Stated task:
Where a line in the listing below contains the word "index", copy that line.

Material provided:

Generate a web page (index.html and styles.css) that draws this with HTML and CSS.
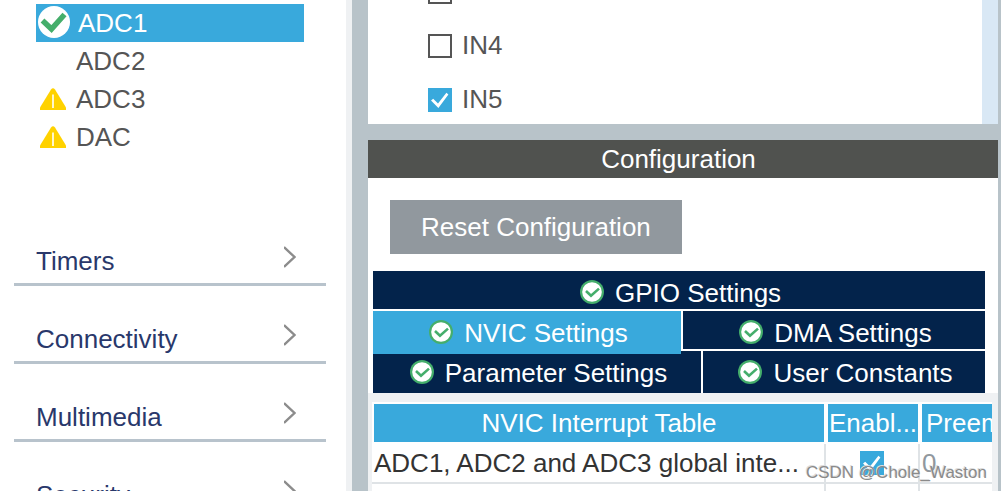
FILE: index.html
```html
<!DOCTYPE html>
<html lang="en">
<head>
<meta charset="utf-8">
<title>Pinout &amp; Configuration</title>
<link rel="stylesheet" href="styles.css">
</head>
<body>
<svg class="defs" aria-hidden="true">
  <symbol id="ok" viewBox="0 0 24 24">
    <circle cx="12" cy="12" r="12" fill="#45ae6b"/>
    <circle cx="12" cy="12" r="9.8" fill="#fff"/>
    <path d="M6 11l5 4.800 8-7.200" fill="none" stroke="#45ae6b" stroke-width="2.600"/>
  </symbol>
  <symbol id="warn" viewBox="0 0 26 22">
    <path d="M11 1.500Q13-1 15 1.500L26 19.500V22H0V19.500z" fill="#ffd200"/>
    <path d="M13 6.500v13.500" stroke="#fff" stroke-width="1.600"/>
  </symbol>
  <symbol id="chevron" viewBox="0 0 12 22">
    <path d="M0 1l10.500 10L0 21" fill="none" stroke="#8c8c8c" stroke-width="2.400"/>
  </symbol>
</svg>
<div class="app">
  <nav class="sidebar">
    <ul class="peripherals">
      <li><a class="peripheral selected" href="#adc1"><svg class="state-big" viewBox="0 0 32 32"><circle cx="16" cy="16" r="16" fill="#fff"/><path d="M4.500 14.500l9 8.500L26.500 8.500" fill="none" stroke="#45ae6b" stroke-width="5.500"/></svg>ADC1</a></li>
      <li><a class="peripheral" href="#adc2"><span class="state"></span>ADC2</a></li>
      <li><a class="peripheral" href="#adc3"><svg class="state"><use href="#warn"/></svg>ADC3</a></li>
      <li><a class="peripheral" href="#dac"><svg class="state"><use href="#warn"/></svg>DAC</a></li>
    </ul>
    <div class="categories">
      <button class="category" type="button">Timers<svg class="chevron"><use href="#chevron"/></svg></button>
      <button class="category" type="button">Connectivity<svg class="chevron"><use href="#chevron"/></svg></button>
      <button class="category" type="button">Multimedia<svg class="chevron"><use href="#chevron"/></svg></button>
      <button class="category" type="button">Security<svg class="chevron"><use href="#chevron"/></svg></button>
    </div>
  </nav>
  <main class="main">
    <section class="mode">
      <div class="channels">
        <label class="channel"><input class="check" type="checkbox" aria-label="Channel"></label>
        <label class="channel"><input class="check" type="checkbox">IN4</label>
        <label class="channel"><input class="check" type="checkbox" checked>IN5</label>
      </div>
      <div class="scroll-thumb"></div>
    </section>
    <section class="config">
      <h2 class="title">Configuration</h2>
      <button class="reset" type="button">Reset Configuration</button>
      <div class="tabs" role="tablist">
        <div class="tab-row">
          <button class="tab" role="tab" type="button"><svg class="ok"><use href="#ok"/></svg>GPIO Settings</button>
        </div>
        <div class="tab-row split-mid">
          <button class="tab active" role="tab" type="button" aria-selected="true"><svg class="ok"><use href="#ok"/></svg>NVIC Settings</button>
          <button class="tab" role="tab" type="button"><svg class="ok"><use href="#ok"/></svg>DMA Settings</button>
        </div>
        <div class="tab-row split-low">
          <button class="tab" role="tab" type="button"><svg class="ok"><use href="#ok"/></svg>Parameter Settings</button>
          <button class="tab" role="tab" type="button"><svg class="ok"><use href="#ok"/></svg>User Constants</button>
        </div>
      </div>
      <div class="panel">
        <table class="nvic">
          <thead>
            <tr><th class="name">NVIC Interrupt Table</th><th class="enabled">Enabl...</th><th class="priority">Preemption Priority</th></tr>
          </thead>
          <tbody>
            <tr><td>ADC1, ADC2 and ADC3 global inte...</td><td class="center"><input class="check" type="checkbox" checked aria-label="Enabled"></td><td class="muted">0</td></tr>
            <tr><td></td><td></td><td></td></tr>
          </tbody>
        </table>
      </div>
    </section>
  </main>
  <div class="watermark">CSDN @Chole_Waston</div>
</div>
</body>
</html>
```
FILE: styles.css
```css
* { box-sizing: border-box; }

body {
  margin: 0;
  background: #fff;
  color: #555;
  font: 26px/34px "Liberation Sans", Arial, sans-serif;
}

button {
  margin: 0;
  border: 0;
  border-radius: 0;
  font: inherit;
  cursor: pointer;
}

.defs { display: none; }

.app {
  position: relative;
  display: flex;
  height: 100vh;
  overflow: hidden;
  background: #b8c3c9;
}

/* Sidebar */
.sidebar {
  flex: 0 0 352px;
  padding: 4px 20px 0 14px;
  background: #fff;
  border-right: 6px solid #eff1f3;
}

.peripherals {
  margin: 0 22px 52px;
  padding: 0;
  list-style: none;
}

.peripheral {
  display: flex;
  align-items: center;
  gap: 10px;
  height: 38px;
  padding-left: 4px;
  color: #555;
  text-decoration: none;
}

.peripheral.selected {
  gap: 8px;
  padding-left: 2px;
  background: #39a9dc;
  color: #fff;
}

.state { width: 26px; height: 22px; }

.state-big {
  width: 32px;
  height: 32px;
  margin-bottom: 2px;
}

.category {
  display: flex;
  align-items: center;
  justify-content: space-between;
  width: 100%;
  height: 78px;
  padding: 30px 30px 0 22px;
  background: none;
  border-bottom: 3px solid #b8c3cc;
  color: #29386b;
}

.chevron {
  width: 12px;
  height: 22px;
  margin-bottom: 8px;
}

/* Main column */
.main {
  flex: 1;
  min-width: 0;
  display: flex;
  flex-direction: column;
  gap: 16px;
  margin: 0 3px 0 16px;
}

.mode {
  display: flex;
  flex: 0 0 124px;
  overflow: hidden;
  background: #fff;
}

.channels {
  flex: 1;
  display: flex;
  flex-direction: column;
  justify-content: flex-end;
  gap: 20px;
  padding: 0 60px 8px;
}

.channel {
  display: flex;
  flex: none;
  align-items: center;
  gap: 10px;
  height: 34px;
}

.channel .check { margin-top: 2px; }

.check {
  appearance: none;
  flex: none;
  width: 24px;
  height: 24px;
  margin: 0;
  border: 2px solid #555;
  background: #fff;
}

.check:checked {
  border-color: #39a9dc;
  background: #39a9dc;
}

.check:checked::before {
  content: "";
  display: block;
  width: 20px;
  height: 20px;
  background: #fff;
  clip-path: polygon(5% 52%, 16% 44%, 40% 68%, 82% 14%, 92% 22%, 42% 90%);
}

.scroll-thumb {
  width: 16px;
  background: #d9e8f5;
}

.config {
  flex: 1;
  min-height: 0;
  display: flex;
  flex-direction: column;
  background: #fff;
}

.title {
  margin: 0;
  padding: 2px 9px 2px 0;
  background: #50524f;
  color: #fff;
  font-size: 26px;
  font-weight: 400;
  text-align: center;
}

.reset {
  align-self: flex-start;
  margin: 22px 22px 17px;
  padding: 10px 31px;
  background: #91989e;
  color: #fff;
}

/* Tabs */
.tabs {
  display: grid;
  gap: 2px;
  padding: 0 13px 0 5px;
}

.tab-row { display: grid; column-gap: 2px; }
.split-mid { grid-template-columns: 308fr 302fr; }
.split-low { grid-template-columns: 328fr 282fr; }

.tab {
  display: flex;
  align-items: center;
  justify-content: center;
  gap: 11px;
  height: 38px;
  padding: 5px 0 0 3px;
  background: #03234b;
  color: #fff;
}

.split-low .tab {
  height: 42px;
  padding-bottom: 3px;
}

.tab.active {
  position: relative;
  z-index: 1;
  height: 43px;
  margin-bottom: -5px;
  padding-bottom: 5px;
  background: #39a9dc;
}

.ok {
  width: 24px;
  height: 24px;
  margin-bottom: 2px;
}

/* Interrupt table */
.panel {
  flex: 1;
  min-height: 0;
  overflow: hidden;
  padding: 9px 6px 0 4px;
  background: #eff1f3;
}

.nvic {
  width: 100%;
  table-layout: fixed;
  border-collapse: separate;
  border-spacing: 0;
  background: #fff;
}

.nvic th,
.nvic td {
  overflow: hidden;
  white-space: nowrap;
}

.nvic th {
  height: 42px;
  padding: 0;
  border: 2px solid #fff;
  background: #39a9dc;
  color: #fff;
  font-weight: 400;
}

.nvic .enabled { width: 94px; }

.nvic .priority {
  width: 72px;
  padding-left: 4px;
  border-right: 0;
  text-align: left;
}

.nvic td {
  height: 40px;
  padding: 0 0 0 2px;
  border: solid #dfe3e6;
  border-width: 0 2px 2px 0;
  color: #333;
}

.nvic td:last-child { border-right: 0; }
.nvic .center { padding: 0; line-height: 0; text-align: center; }
.nvic .muted { color: #91989e; }

.watermark {
  position: absolute;
  right: 14px;
  bottom: 6px;
  color: #8a8a8a;
  font-size: 17px;
  line-height: 24px;
  text-shadow: -1px -1px 0 #ddd;
}
```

Expected output:
Generate a web page (index.html and styles.css) that draws this with HTML and CSS.
FILE: index.html
  z-index: 1;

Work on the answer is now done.